Lapsus$ drew the attention of cybersecurity professionals and the press almost immediately after providing unparalleled transparency into the inner workings of how it targeted organizations and individuals, organized its attacks, and interacted within itself and with other threat groups. Its mindset was on full display for the world to see and Lapsus$ made clear just how easy it was for its members (juveniles, in some instances) to infiltrate well-defended organizations. Lapsus$ seemed to work at various times for notoriety, financial gain, or amusement, and blended a variety of techniques, some more complex than others, with flashes of creativity. But Lapsus$ did not fall into that category of threat actor that grabs most of the headlines: the nation-state threat actor with well-resourced offensive tactics that lurks behind the scenes for years at a time or the transnational ransomware groups that cost the global economy billions of dollars. In fact, Lapsus$ did not use the type of novel zero-day techniques the industry is used to seeing frequently in the news.

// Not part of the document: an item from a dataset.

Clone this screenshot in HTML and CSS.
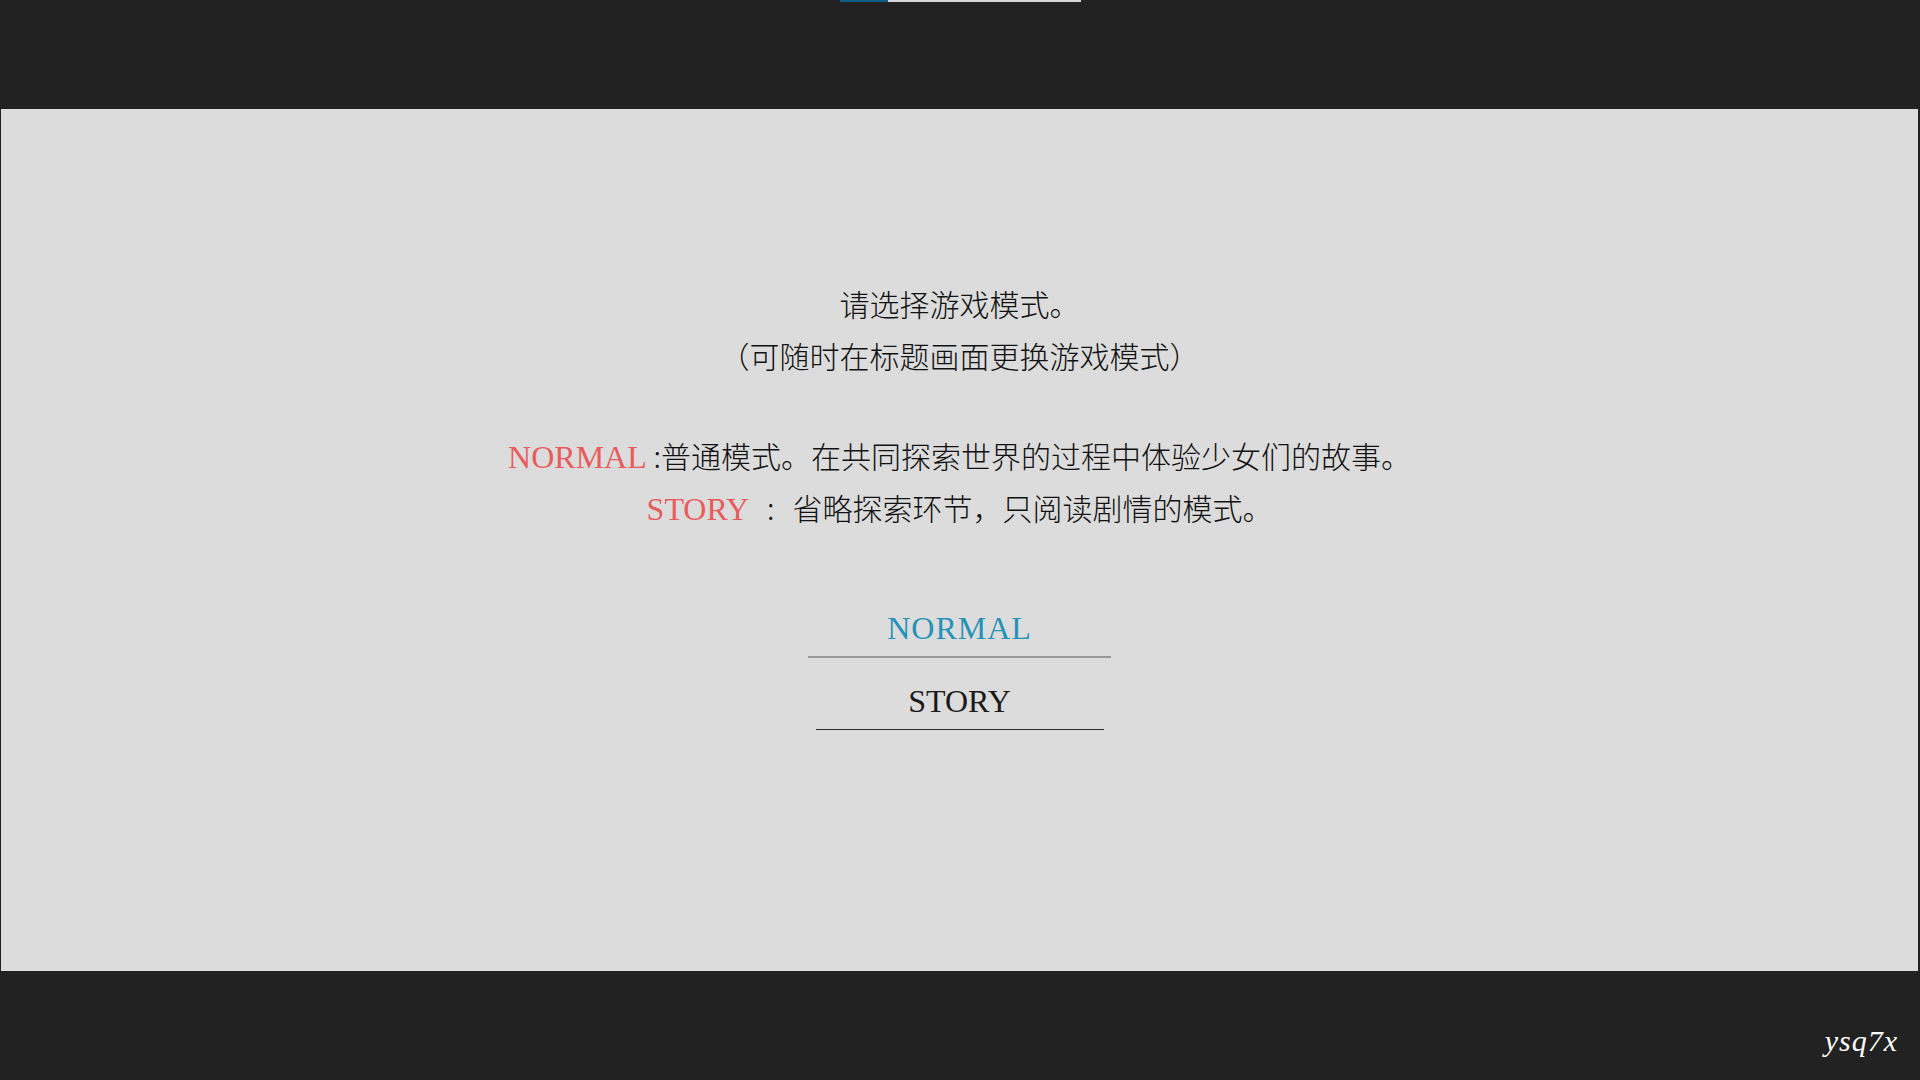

The report contains a variety of recommendations. Key among them is moving to passwordless authentication systems, which presumably refer to passkeys, based on FIDO2. Like all FIDO2 offerings, passkeys are immune to all known credential phishing attacks because the standard requires the device that provides MFA to be no further than a few feet away from the device logging in.

Another recommendation is for the Federal Communications Commission and the Federal Trade Commission to beef up regulations concerning the porting of phone numbers from one SIM to another to curb SIM swapping.

“Organizations must act now to protect themselves, and the Board identified tangible ways to do so, with the help of the US government and the companies that are best prepared to provide safe-by-default solutions to uplift the whole ecosystem,” the report's authors wrote. “Many of the Board’s recommendations come within the broader theme of ‘security by design,’ reflecting the larger industry conversation, including the Cybersecurity and Infrastructure Security Agency’s (CISA’s) Secure by Design efforts.”